Ustedes en otro tiempo no eran pueblo, pero ahora son el pueblo de Dios; no habían recibido misericordia, pero ahora han recibido misericordia. 1 P 2:10.
Es importante que la iglesia entienda la importancia de ser llamado pueblo de Dios; no siempre fue así, hubo un tiempo en el que el pueblo escogido se reducía a Israel como nación. Los gentiles no tenían participación ni comunión con Dios, pero por su gracia con que nos amó en su gracia eterna y según su elección, ha decidido salvar a los gentiles de su vana manera de vivir (2 Ti. 1:9); nosotros ahora hemos alcanzado salvación.
Dios le había dicho a Israel que vendrían días cuando ya la misericordia de Dios no estaría con ellos, sería dada a los gentiles por su desobediencia y su apatía (Os. 1:6–10). De manera que esta profecía se ha cumplido en los tiempos de la iglesia; Pedro les está enseñando esta verdad (Ro 9:22–26). Los gentiles en el pasado no tenían a Dios, ni esperanza, ni promesa, pero ahora han alcanzado la misericordia divina.
Esta misericordia que ha recibido la iglesia gentil es la que salva, la que da vida eterna en Cristo Jesús, la que reunirá de todas las naciones un solo pueblo (21:1–7). Esta misericordia no es merecida, es don de Dios (Ef. 1:4); fue su elección eterna en Cristo Jesús y los receptores fueron un pueblo que estaba por naturaleza lejos.

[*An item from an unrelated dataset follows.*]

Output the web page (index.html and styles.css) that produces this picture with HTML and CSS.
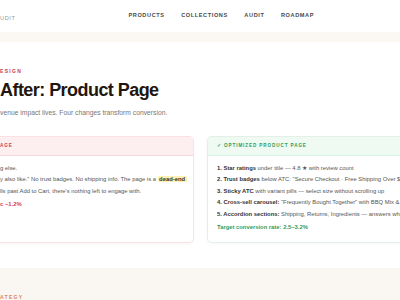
FILE: index.html
```html
<!DOCTYPE html>
<html lang="en">
<head>
  <meta charset="UTF-8">
  <meta name="viewport" content="width=device-width, initial-scale=1.0">
  <title>Store Audit - After: Product Page</title>
  <link rel="stylesheet" href="styles.css">
</head>
<body>
  <nav class="nav">
    <span class="brand">UDIT</span>
    <div class="nav-links">
      <a href="#">Products</a>
      <a href="#">Collections</a>
      <a href="#">Audit</a>
      <a href="#">Roadmap</a>
    </div>
  </nav>
  <div class="nav-band"></div>

  <section class="hero">
    <div class="eyebrow">esign</div>
    <h1>After: Product Page</h1>
    <p class="lead">venue impact lives. Four changes transform conversion.</p>

    <div class="compare">
      <div class="card card-before">
        <div class="card-head">age</div>
        <div class="card-body">
          <span class="line">g else.</span>
          <span class="line">y also like." No trust badges. No shipping info. The page is a <mark>dead-end</mark></span>
          <span class="line">lls past Add to Cart, there's nothing left to engage with.</span>
          <span class="line result bad">c <b>−1.2%</b></span>
        </div>
      </div>

      <div class="card card-after">
        <div class="card-head">✓ Optimized product page</div>
        <div class="card-body">
          <span class="line"><b>1. Star ratings</b> under title — 4.8 ★ with review count</span>
          <span class="line"><b>2. Trust badges</b> below ATC: "Secure Checkout · Free Shipping Over $50 · Easy Returns"</span>
          <span class="line"><b>3. Sticky ATC</b> with variant pills — select size without scrolling up</span>
          <span class="line"><b>4. Cross-sell carousel:</b> "Frequently Bought Together" with BBQ Mix &amp; Seasoning Kit</span>
          <span class="line"><b>5. Accordion sections:</b> Shipping, Returns, Ingredients — answers when asked</span>
          <span class="line result good">Target conversion rate: 2.5–3.2%</span>
        </div>
      </div>
    </div>
  </section>

  <section class="next">
    <div class="eyebrow eyebrow-warm">ategy</div>
  </section>
</body>
</html>
```

FILE: styles.css
```css
html, body {
  overflow: hidden;
}
body {
  font-family: 'Liberation Sans', Arial, sans-serif;
  margin: 0;
  background-color: #fff;
  color: #555;
}
.nav {
  display: flex;
  align-items: center;
  height: 32px;
  background-color: #fff;
}
.brand {
  font-size: 5.6px;
  letter-spacing: 0.6px;
  color: #999;
  margin-top: 4px;
}
.nav-links {
  display: flex;
  gap: 16.5px;
  padding-left: 113px;
}
.nav-links a {
  font-size: 5.6px;
  font-weight: bold;
  letter-spacing: 0.6px;
  text-transform: uppercase;
  color: #4a4a4a;
  text-decoration: none;
  margin-top: -2px;
}
.nav-band {
  height: 10px;
  background-color: #fbf7f3;
}
.hero {
  padding: 25px 0 25px;
}
.eyebrow {
  font-size: 5px;
  line-height: 8px;
  font-weight: bold;
  letter-spacing: 1.3px;
  text-transform: uppercase;
  color: #c8414e;
}
.eyebrow-warm {
  color: #d9855a;
}
h1 {
  margin: 5px 0 0;
  font-size: 18px;
  line-height: 21.6px;
  letter-spacing: -0.55px;
  color: #22160f;
}
.lead {
  margin: 6.4px 0 0;
  font-size: 6.75px;
  line-height: 10px;
  color: #777;
}
.compare {
  display: grid;
  grid-template-columns: 194px 1fr;
  gap: 13px;
  margin-top: 18px;
}
.card {
  background-color: #fff;
  border: 1px solid #f0e6e4;
  border-radius: 5px;
  box-shadow: 0 1px 3px rgba(120, 90, 70, 0.05);
  overflow: hidden;
}
.card-before {
  border-left: none;
  border-radius: 0 5px 5px 0;
  border-color: #f9e1e4;
}
.card-after {
  border-right: none;
  border-radius: 5px 0 0 5px;
  border-color: #e3efe7;
  width: 260px;
}
.card-head {
  height: 18px;
  line-height: 18px;
  font-size: 4.6px;
  font-weight: bold;
  letter-spacing: 0.9px;
  text-transform: uppercase;
  white-space: nowrap;
}
.card-before .card-head {
  background-color: #fdeef0;
  border-bottom: 1px solid #f9d6db;
  color: #c8414e;
}
.card-after .card-head {
  background-color: #eefaf2;
  border-bottom: 1px solid #d9f1e1;
  color: #2f9a5d;
  padding-left: 9px;
}
.card-body {
  padding: 7px 9px 8px 0;
}
.card-after .card-body {
  padding-left: 9px;
  padding-right: 0;
}
.line {
  display: block;
  font-size: 5.85px;
  line-height: 11.5px;
  white-space: nowrap;
  color: #555;
}
.line b {
  color: #333;
}
mark {
  background-color: #fcf1b4;
  color: #3b3020;
  font-weight: bold;
  padding: 0 1.5px;
  border-radius: 1px;
}
.result {
  margin-top: 2px;
  font-weight: bold;
}
.bad {
  color: #d63b4a;
}
.bad b {
  color: #d63b4a;
}
.good {
  color: #2f9e5f;
}
.next {
  background-color: #faf6f2;
  padding-top: 25px;
  height: 60px;
}
```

Como creyentes tenemos un Padre de misericordia (2 Co. 1:3), a quien podemos acudir y en quien podemos confiar; no somos extraños, somos conciudadanos de los santos (Ef 2:19). Este privilegio que gozamos como nación debe llevarnos a una constante adoración, porque no fue porque corrimos o que luchamos por la salvación, fue su gracia la que nos alcanzó y su misericordia (Romanos 9:15–16) la que nos limpió de nuestra maldad para hacernos aceptos delante del Padre.
Ahora, como pueblo Suyo, vivamos para Su gloria, para la exaltación de Su nombre y para proclamar Sus misericordias a un mundo que urge de escuchar las grandezas de nuestro Dios y de la herencia que tienen los que confían en Su Nombre.